アリストテレスは独自のやり方で科学的に裏付けようとしましたが、ついに科学では証明できない神秘の壁に突き当たり、「手の線は原因があって現れるものではない。天来の感化力と個性によって生じたものである」と言わざるを得ませんでした。
シーザーの逸話
アリストテレスの後にも多くの文学者によって手相術が研究されましたが、ローマ皇帝オウガスタスが手相に格別の興味を示し、自らも学んだことはよく知られています。ローマの英雄シーザーも手相術に長じており、興味深い逸話が残っています。ある日、ユダヤ王ヘロデの王子と称する人物がシーザーに会うためにローマにやって来ました。容貌や態度が堂々としており、シーザーの部下は丁重に彼をシーザーのもとに案内しました。しかし、シーザーはその王子を一見すると、「お前はヘロデの子ではない!偽物め、帰れ!」と大喝して追い払いました。部下が訳を尋ねると、シーザーは「彼の手には貴相がなかった。いかにユダヤとはいえ、王子ともあろう者があなたたちと同じ手の形をしているわけがない。一見して偽物とわかった」と答えました。

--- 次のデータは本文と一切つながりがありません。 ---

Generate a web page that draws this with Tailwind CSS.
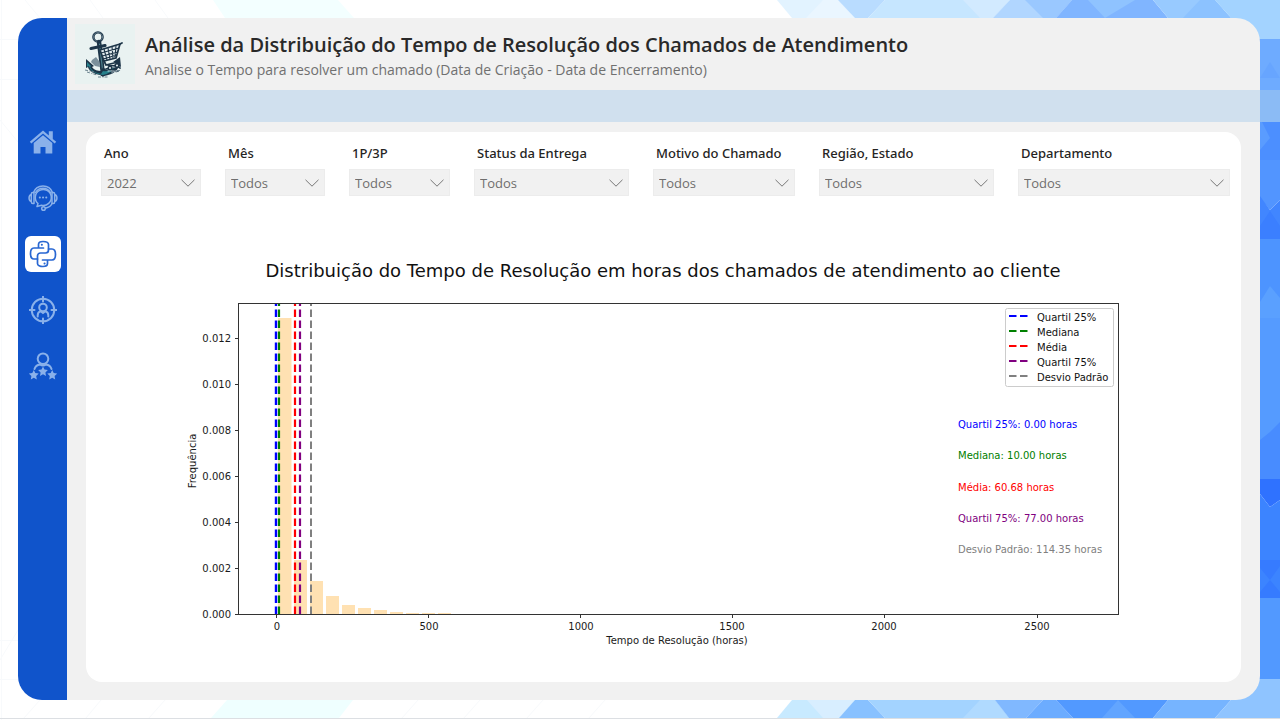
<!DOCTYPE html>
<html lang="pt-BR">
<head>
<meta charset="utf-8">
<meta name="viewport" content="width=device-width, initial-scale=1">
<title>Análise da Distribuição do Tempo de Resolução</title>
<script src="https://cdn.jsdelivr.net/npm/@tailwindcss/browser@4"></script>
</head>
<body class="relative isolate flex min-h-screen overflow-x-hidden bg-white pt-[18px] pr-5 pb-5 pl-[18px] font-['Open_Sans','Noto_Sans',sans-serif]">

<!-- Triangle mosaic behind the panel -->
<svg class="absolute inset-0 -z-10 h-full w-full" viewBox="0 0 1280 720" preserveAspectRatio="none" aria-hidden="true">
  <g stroke="#f8fafc" fill="none">
    <path d="M1.500 0V720M0 39.500H20M0 79.500H20M0 640.500H20M0 679.500H20M25 0L40 18M90 0L103 18M155 0L168 18M40 700L24 718M101 700L86 718M165 700L149 718M418 700L402 718M480 700L464 718M543 700L527 718M605 700L589 718M0 120L18 142M0 660L18 630"/>
  </g>
  <path fill="#f3ffff" d="M213 0H338L354 18H225Z"/>
  <path fill="#efffff" d="M227 700H353L339 718H211Z"/>
  <path fill="#e2f3ff" d="M777 0H838L855 18H792Z"/>
  <path fill="#eaf6ff" d="M823 0L806 18H855L838 0Z"/>
  <path fill="#b9dcff" d="M838 0H885L868 18H855Z"/>
  <path fill="#c6e6ff" d="M885 0H1010L993 18H868Z"/>
  <path fill="#d2eaff" d="M963 0L980 18H993L1010 0Z"/>
  <path fill="#b1d6ff" d="M1010 0H1072L1056 18H993Z"/>
  <path fill="#9ac8ff" d="M1025 0H1072L1056 18H1043Z"/>
  <path fill="#80b5ff" d="M1072 0H1153L1168 18H1056Z"/>
  <path fill="#8fc3ff" d="M1088 0L1105 18L1135 0Z"/>
  <path fill="#98caff" d="M1153 0H1215L1231 18H1168Z"/>
  <path fill="#8cc2ff" d="M1200 0L1183 18H1231L1215 0Z"/>
  <path fill="#a3d3ff" d="M1215 0H1280V39H1250Z"/>
  <path fill="#6eabff" d="M1240 39H1280V122H1240Z"/>
  <path fill="#67a5ff" d="M1270 62L1280 78H1260Z"/>
  <path fill="#4c8fff" d="M1250 122H1280V160H1250Z"/>
  <path fill="#5a9cff" d="M1260 122H1262L1270 138L1260 150Z"/>
  <path fill="#5295ff" d="M1250 160H1280V200L1270 210L1260 198Z"/>
  <path fill="#4186ff" d="M1250 196H1260L1270 210L1280 200V239H1250Z"/>
  <path fill="#3b7fff" d="M1260 226L1270 211L1280 226V239H1260Z"/>
  <path fill="#4d94ff" d="M1250 239H1280V360H1250Z"/>
  <path fill="#5aa0ff" d="M1260 302L1270 286L1280 298V318H1260Z"/>
  <path fill="#559bff" d="M1260 318H1280V440H1260Z"/>
  <path fill="#488cff" d="M1260 440L1270 432L1280 422V479H1260Z"/>
  <path fill="#2f72ff" d="M1260 479H1280V500L1270 507L1260 494Z"/>
  <path fill="#3c84ff" d="M1260 494L1270 507L1280 500V598H1260Z"/>
  <path fill="#367bff" d="M1280 566L1270 580L1280 592V598H1260V592L1270 580L1260 568V560H1280Z"/>
  <path fill="#5299ff" d="M1250 598H1280V679H1250Z"/>
  <path fill="#c8eaff" d="M792 700H855L839 718H777Z"/>
  <path fill="#d8eeff" d="M807 700H855L839 718H823Z"/>
  <path fill="#88c1ff" d="M855 700H868L885 718H839Z"/>
  <path fill="#a3d3ff" d="M868 700H995L1009 718H885Z"/>
  <path fill="#b0daff" d="M980 700H995L1009 718H963Z"/>
  <path fill="#80b8ff" d="M995 700H1043L1026 718H1009Z"/>
  <path fill="#6cacff" d="M1043 700H1056L1073 718H1026Z"/>
  <path fill="#5299ff" d="M1056 700H1168L1153 718H1073Z"/>
  <path fill="#62a5ff" d="M1118 700L1135 718H1102Z"/>
  <path fill="#76b4ff" d="M1168 700H1231L1215 718H1153Z"/>
  <path fill="#8fc4ff" d="M1231 700L1258 679H1280V718H1215Z"/>
  <path stroke="#dcdfe3" d="M0 718.500H1280"/>
</svg>

<nav class="flex w-[49px] shrink-0 flex-col items-center gap-5 rounded-l-3xl bg-[#1054cb] pt-[106px] text-[#8ab1ea]" aria-label="Páginas">
  <a href="#inicio" aria-label="Início" class="flex h-9 w-9 items-center justify-center">
    <svg class="h-7 w-7" viewBox="0 0 28 28" fill="currentColor"><path d="M14 2.500L.8 13.800l1.500 1.700L14 5.600l11.700 9.900 1.500-1.700-3.400-2.900V3.200h-4v4.300z"/><path d="M14 7.200L4.700 15v10.500H11.500v-6.500h5v6.500h6.800V15z"/></svg>
  </a>
  <a href="#atendimento" aria-label="Atendimento" class="flex h-9 w-9 items-center justify-center">
    <svg class="h-8 w-8" viewBox="0 0 32 32" fill="none" stroke="currentColor" stroke-width="1.500" stroke-linecap="round" stroke-linejoin="round"><path d="M6.500 10.500C8 6.500 11.500 4 16 4s8 2.500 9.500 6.500M8.500 10.500C10 7.800 12.500 6.200 16 6.200s6 1.600 7.500 4.300"/><path d="M5.800 10.500H7v11H5.800a1.500 1.500 0 0 1-1.500-1.500v-8a1.500 1.500 0 0 1 1.500-1.500zM26.200 10.500H25v11h1.200a1.500 1.500 0 0 0 1.500-1.500v-8a1.500 1.500 0 0 0-1.500-1.500zM4.300 12.500c-3 .8-3 6.200 0 7M27.700 12.500c3 .8 3 6.200 0 7"/><path d="M11 21.500a8 8 0 1 1 3.500 1.800L10 24.500z"/><path d="M25 21.500c-1 2.500-3.500 4-6.500 4.700"/><circle cx="16.500" cy="26.500" r="1.800"/><path d="M12.800 15.500h.1M16 15.500h.1M19.200 15.500h.1" stroke-width="2"/></svg>
  </a>
  <a href="#python" aria-label="Análise em Python" aria-current="page" class="flex h-9 w-9 items-center justify-center rounded-md bg-white text-[#2967d2]">
    <svg class="h-7 w-7" viewBox="0 0 28 28" fill="none" stroke="currentColor" stroke-width="1.700" stroke-linecap="round" stroke-linejoin="round"><path d="M14.500 8H9.500V4.500C9.500 2.500 11 1.500 14 1.500s5.500 1 5.500 3v5.500a3 3 0 0 1-3 3h-5a3 3 0 0 0-3 3v3H5c-2.500 0-3.500-2-3.500-5.500S2.500 8 5 8h4.500"/><path d="M13.500 20h5v3.500c0 2-1.500 3-4.500 3s-5.500-1-5.500-3V19M18.500 20H23c2.500 0 3.500-2 3.500-5.500S25.500 9 23 9h-3.500"/><path d="M12.800 4.800h.1M15.500 23.400h.1" stroke-width="2"/></svg>
  </a>
  <a href="#publico" aria-label="Público-alvo" class="flex h-9 w-9 items-center justify-center">
    <svg class="h-7 w-7" viewBox="0 0 28 28" fill="none" stroke="currentColor" stroke-width="2" stroke-linecap="round" stroke-linejoin="round"><circle cx="14" cy="14" r="11.300"/><path d="M14 .5v5M14 22.500v5M.5 14h5M22.500 14h5"/><circle cx="14" cy="11.500" r="3.800"/><path d="M8.700 20.500v-1.300c0-2 1.300-3.500 3-4l2.300 1.900 2.300-1.900c1.700.5 3 2 3 4v1.300"/></svg>
  </a>
  <a href="#avaliacao" aria-label="Avaliações" class="flex h-9 w-9 items-center justify-center">
    <svg class="h-7 w-7" viewBox="0 0 28 28" fill="none" stroke="currentColor" stroke-width="2" stroke-linecap="round" stroke-linejoin="round"><circle cx="14" cy="6.800" r="5.300"/><path d="M5.500 17c.8-2.600 3-4.200 5.500-4.500 1.800 1.200 4.200 1.200 6 0 2.500.3 4.700 1.900 5.500 4.500"/><g fill="currentColor" stroke="none"><path d="M14 14.500l1.500 3.100 3.400.5-2.500 2.400.6 3.500-3-1.700-3 1.700.6-3.500-2.500-2.400 3.400-.5z"/><path d="M4.800 18l1.500 3.100 3.400.5-2.500 2.400.6 3.500-3-1.700-3 1.700.6-3.500-2.500-2.400 3.400-.5z"/><path d="M23.200 18l1.500 3.100 3.400.5-2.500 2.400.6 3.500-3-1.700-3 1.700.6-3.500-2.500-2.400 3.400-.5z"/></g></svg>
  </a>
</nav>

<div class="flex min-w-0 grow flex-col rounded-r-3xl bg-[#f1f1f1]">
  <header class="flex h-[72px] shrink-0 items-center gap-2.5 pl-2">
    <svg class="h-[60px] w-[60px] shrink-0" viewBox="0 0 60 60" role="img" aria-label="Âncora com carrinho de compras">
      <rect width="60" height="60" fill="#e9f2f1"/>
      <g fill="none" stroke="#1d3548" stroke-linecap="round" stroke-linejoin="round">
        <circle cx="23" cy="13" r="4.600" stroke-width="2.400"/>
        <circle cx="23" cy="13" r="4.600" stroke="#8fa7b3" stroke-width=".5"/>
        <path d="M24 18l4 32" stroke-width="4.500"/>
        <path d="M24.500 20l3.200 27" stroke="#4b7d8b" stroke-width="1.200"/>
        <path d="M16 24.500l14-3" stroke-width="3.200"/>
      </g>
      <path fill="#1d3548" d="M11 35l8 7-2 1c2 3 6 4 9 4l2-4 3 3c6-1 9-4 10-8l-3 0 7-5 1 10-2-1c-2 6-8 9-15 10l-1 1-3-2c-6-1-11-4-12-8l-2 1z"/>
      <path fill="#27808b" d="M12 38l4 4-1 1c2 4 6 6 11 7l2-3c3 1 8-1 11-4-2 5-6 7-11 8-7-1-13-4-14-9l-2 1z"/>
      <path fill="#7c909b" d="M17 36l4-3 3 4 1 6-5-1-4-4z"/>
      <path fill="#dfe9ec" stroke="#1d3548" stroke-width="1.700" stroke-linejoin="round" d="M25 26l20-6-4 14-12 3z"/>
      <path fill="none" stroke="#1d3548" stroke-width="1.100" d="M26 29l18-5M27 32l16-4M28 35l14-4M29 25l3 11M33 24l2 11M37 22.500l1 12M41 21.500l-1 12"/>
      <path fill="none" stroke="#1d3548" stroke-width="1.800" stroke-linecap="round" d="M29 37l2 4 12-3M45 20l2-1M33 41c4 3 8-2 12 3M31 45c4-2 8 4 12 2"/>
      <path fill="none" stroke="#dfe9ec" stroke-width=".9" stroke-linecap="round" d="M30 43c5-2 8 2 13-1M33 47c3-1 6 1 9 0"/>
      <g fill="#dfe9ec" stroke="#1d3548" stroke-width="1.400"><circle cx="35" cy="44" r="1.800"/><circle cx="42" cy="41.500" r="1.800"/></g>
      <path fill="none" stroke="#6b828e" stroke-width="1" stroke-dasharray="3 1.500 1 1" d="M10 46l9 2M12 48l10 3M36 49l10-3M23 53h11"/>
    </svg>
    <div class="min-w-0 pt-1.5">
      <h1 class="text-[20px] leading-[26px] font-semibold whitespace-nowrap text-[#292929]">Análise da Distribuição do Tempo de Resolução dos Chamados de Atendimento</h1>
      <p class="text-[14px] leading-6 whitespace-nowrap text-[#707070]">Analise o Tempo para resolver um chamado (Data de Criação - Data de Encerramento)</p>
    </div>
  </header>
  <div class="-mr-5 h-8 shrink-0 bg-[#acccea]/48"></div>

  <main class="mx-[19px] mt-2.5 mb-[18px] flex grow flex-col rounded-2xl bg-white">
    <form class="grid grid-cols-[100fr_100fr_101fr_155fr_142fr_175fr_212fr] gap-6 pt-3 pr-[11px] pl-[15px] text-[#252423]">
      <div class="min-w-0"><label for="ano" class="block pb-1.5 pl-[3px] font-['Noto_Sans',sans-serif] text-[13px] leading-[19px] font-medium whitespace-nowrap">Ano</label>
        <div class="relative"><select id="ano" class="h-[27px] w-full appearance-none border border-[#ececec] bg-[#f1f1f1] px-[5px] pt-0.5 text-[13px] text-[#6f6e6d]"><option>2022</option></select><svg class="pointer-events-none absolute top-2.5 right-1.5 h-2 w-3.5" viewBox="0 0 14 8" fill="none" stroke="#777"><path d="M.5.8L7 7.200 13.500.8"/></svg></div></div>
      <div class="min-w-0"><label for="mes" class="block pb-1.5 pl-[3px] font-['Noto_Sans',sans-serif] text-[13px] leading-[19px] font-medium whitespace-nowrap">Mês</label>
        <div class="relative"><select id="mes" class="h-[27px] w-full appearance-none border border-[#ececec] bg-[#f1f1f1] px-[5px] pt-0.5 text-[13px] text-[#6f6e6d]"><option>Todos</option></select><svg class="pointer-events-none absolute top-2.5 right-1.5 h-2 w-3.5" viewBox="0 0 14 8" fill="none" stroke="#777"><path d="M.5.8L7 7.200 13.500.8"/></svg></div></div>
      <div class="min-w-0"><label for="tipo" class="block pb-1.5 pl-[3px] font-['Noto_Sans',sans-serif] text-[13px] leading-[19px] font-medium whitespace-nowrap">1P/3P</label>
        <div class="relative"><select id="tipo" class="h-[27px] w-full appearance-none border border-[#ececec] bg-[#f1f1f1] px-[5px] pt-0.5 text-[13px] text-[#6f6e6d]"><option>Todos</option></select><svg class="pointer-events-none absolute top-2.5 right-1.5 h-2 w-3.5" viewBox="0 0 14 8" fill="none" stroke="#777"><path d="M.5.8L7 7.200 13.500.8"/></svg></div></div>
      <div class="min-w-0"><label for="status" class="block pb-1.5 pl-[3px] font-['Noto_Sans',sans-serif] text-[13px] leading-[19px] font-medium whitespace-nowrap">Status da Entrega</label>
        <div class="relative"><select id="status" class="h-[27px] w-full appearance-none border border-[#ececec] bg-[#f1f1f1] px-[5px] pt-0.5 text-[13px] text-[#6f6e6d]"><option>Todos</option></select><svg class="pointer-events-none absolute top-2.5 right-1.5 h-2 w-3.5" viewBox="0 0 14 8" fill="none" stroke="#777"><path d="M.5.8L7 7.200 13.500.8"/></svg></div></div>
      <div class="min-w-0"><label for="motivo" class="block pb-1.5 pl-[3px] font-['Noto_Sans',sans-serif] text-[13px] leading-[19px] font-medium whitespace-nowrap">Motivo do Chamado</label>
        <div class="relative"><select id="motivo" class="h-[27px] w-full appearance-none border border-[#ececec] bg-[#f1f1f1] px-[5px] pt-0.5 text-[13px] text-[#6f6e6d]"><option>Todos</option></select><svg class="pointer-events-none absolute top-2.5 right-1.5 h-2 w-3.5" viewBox="0 0 14 8" fill="none" stroke="#777"><path d="M.5.8L7 7.200 13.500.8"/></svg></div></div>
      <div class="min-w-0"><label for="regiao" class="block pb-1.5 pl-[3px] font-['Noto_Sans',sans-serif] text-[13px] leading-[19px] font-medium whitespace-nowrap">Região, Estado</label>
        <div class="relative"><select id="regiao" class="h-[27px] w-full appearance-none border border-[#ececec] bg-[#f1f1f1] px-[5px] pt-0.5 text-[13px] text-[#6f6e6d]"><option>Todos</option></select><svg class="pointer-events-none absolute top-2.5 right-1.5 h-2 w-3.5" viewBox="0 0 14 8" fill="none" stroke="#777"><path d="M.5.8L7 7.200 13.500.8"/></svg></div></div>
      <div class="min-w-0"><label for="depto" class="block pb-1.5 pl-[3px] font-['Noto_Sans',sans-serif] text-[13px] leading-[19px] font-medium whitespace-nowrap">Departamento</label>
        <div class="relative"><select id="depto" class="h-[27px] w-full appearance-none border border-[#ececec] bg-[#f1f1f1] px-[5px] pt-0.5 text-[13px] text-[#6f6e6d]"><option>Todos</option></select><svg class="pointer-events-none absolute top-2.5 right-1.5 h-2 w-3.5" viewBox="0 0 14 8" fill="none" stroke="#777"><path d="M.5.8L7 7.200 13.500.8"/></svg></div></div>
    </form>

    <svg class="mt-9 w-full font-['DejaVu_Sans',sans-serif]" viewBox="86 232 1155 430" role="img" aria-label="Histograma do tempo de resolução em horas">
      <text x="663" y="277" text-anchor="middle" class="fill-[#111] text-[18px]">Distribuição do Tempo de Resolução em horas dos chamados de atendimento ao cliente</text>
      <g fill="#ffe1b2">
        <path d="M278 318h13.500V614H278zM294 560h13V614H294zM310 581h13V614H310zM326 596h13V614H326zM342 605h13V614H342zM358 608h13V614H358zM374 610h13V614H374zM390 612h13V614H390zM406 613h13V614H406zM422 613h13V614H422zM438 613h13V614H438z"/>
      </g>
      <g fill="none" stroke-dasharray="7.400 3.600">
        <path d="M276 614V303.500" stroke="#0000ff" stroke-width="2.400"/>
        <path d="M279 614V303.500" stroke="#008000" stroke-width="2.200"/>
        <path d="M295 614V303.500" stroke="#ff0000" stroke-width="2.200"/>
        <path d="M300 614V303.500" stroke="#800080" stroke-width="2.200"/>
        <path d="M311 614V303.500" stroke="#808080" stroke-width="2"/>
      </g>
      <g fill="none" stroke="#333">
        <rect x="238.500" y="303.500" width="880" height="311"/>
        <path d="M235 614.500h3.500M235 568.500h3.500M235 522.500h3.500M235 476.500h3.500M235 430.500h3.500M235 384.500h3.500M235 338.500h3.500M276.500 614.500v3.500M428.500 614.500v3.500M580.500 614.500v3.500M732.500 614.500v3.500M884.500 614.500v3.500M1037.500 614.500v3.500"/>
      </g>
      <g text-anchor="end" class="fill-[#1a1a1a] text-[10px]">
        <text x="231" y="342">0.012</text><text x="231" y="388">0.010</text><text x="231" y="434">0.008</text><text x="231" y="480">0.006</text><text x="231" y="526">0.004</text><text x="231" y="572">0.002</text><text x="231" y="618">0.000</text>
      </g>
      <g text-anchor="middle" class="fill-[#1a1a1a] text-[10px]">
        <text x="277" y="630">0</text><text x="429" y="630">500</text><text x="581" y="630">1000</text><text x="732" y="630">1500</text><text x="884" y="630">2000</text><text x="1037" y="630">2500</text>
        <text x="677" y="644">Tempo de Resolução (horas)</text>
        <text transform="translate(196 461) rotate(-90)">Frequência</text>
      </g>
      <rect x="1005.500" y="308.500" width="108" height="78" rx="2" fill="#fff" stroke="#ccc"/>
      <g stroke-width="2" stroke-dasharray="7.500 3.500">
        <path d="M1009 316h19" stroke="#0000ff"/><path d="M1009 331h19" stroke="#008000"/><path d="M1009 346h19" stroke="#ff0000"/><path d="M1009 361h19" stroke="#800080"/><path d="M1009 376h19" stroke="#808080"/>
      </g>
      <g class="fill-[#111] text-[10px]">
        <text x="1037" y="321">Quartil 25%</text><text x="1037" y="336">Mediana</text><text x="1037" y="351">Média</text><text x="1037" y="366">Quartil 75%</text><text x="1037" y="381">Desvio Padrão</text>
      </g>
      <g class="text-[10px]">
        <text x="958" y="428" fill="#0000ff">Quartil 25%: 0.00 horas</text><text x="958" y="459" fill="#008000">Mediana: 10.00 horas</text><text x="958" y="491" fill="#ff0000">Média: 60.68 horas</text><text x="958" y="522" fill="#800080">Quartil 75%: 77.00 horas</text><text x="958" y="553" fill="#808080">Desvio Padrão: 114.35 horas</text>
      </g>
    </svg>
  </main>
</div>
</body>
</html>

中世になると、手相術はローマ教会の教理に反するということで圧迫を受け、手相術の研究は知識階級からジプシーたちに移りました。しかし、その後1447年にある僧侶の力で手相学は復興し、書物まで出版されました。
手相のルネッサンス
十九世紀に入ると手相学は次第に盛んになり、フランスに二大学者が現れました。デバルロとダルパンチニーです。デバルロは多くの人の手相を観察し、『新手相学』『手の神秘』といった著書を出しました。その中で彼は、手相は経験科学であることを主張し、新しい原理を説明しました。「手の線や紋は、絶え間なく注がれる宇宙の電流が、その人の脳組織の状態に応じて、最も敏感な手の表皮に刻まれる。したがってその人間によってそれぞれの線や紋が異なる。」と述べました。もう一人のダルパンチニーは、ナポレオンの士官だった人物で、軍務のかたわら1857年に『手相の科学』と称する一書を発表しました。
二人の研究に刺激され、二十世紀にはイギリスにキロ、ペルマ、またアメリカにベンハンの大家が出現しました。現代では、手相学は運命学の大きな一分野として、もはや誰一人疑うことのない学問になりました。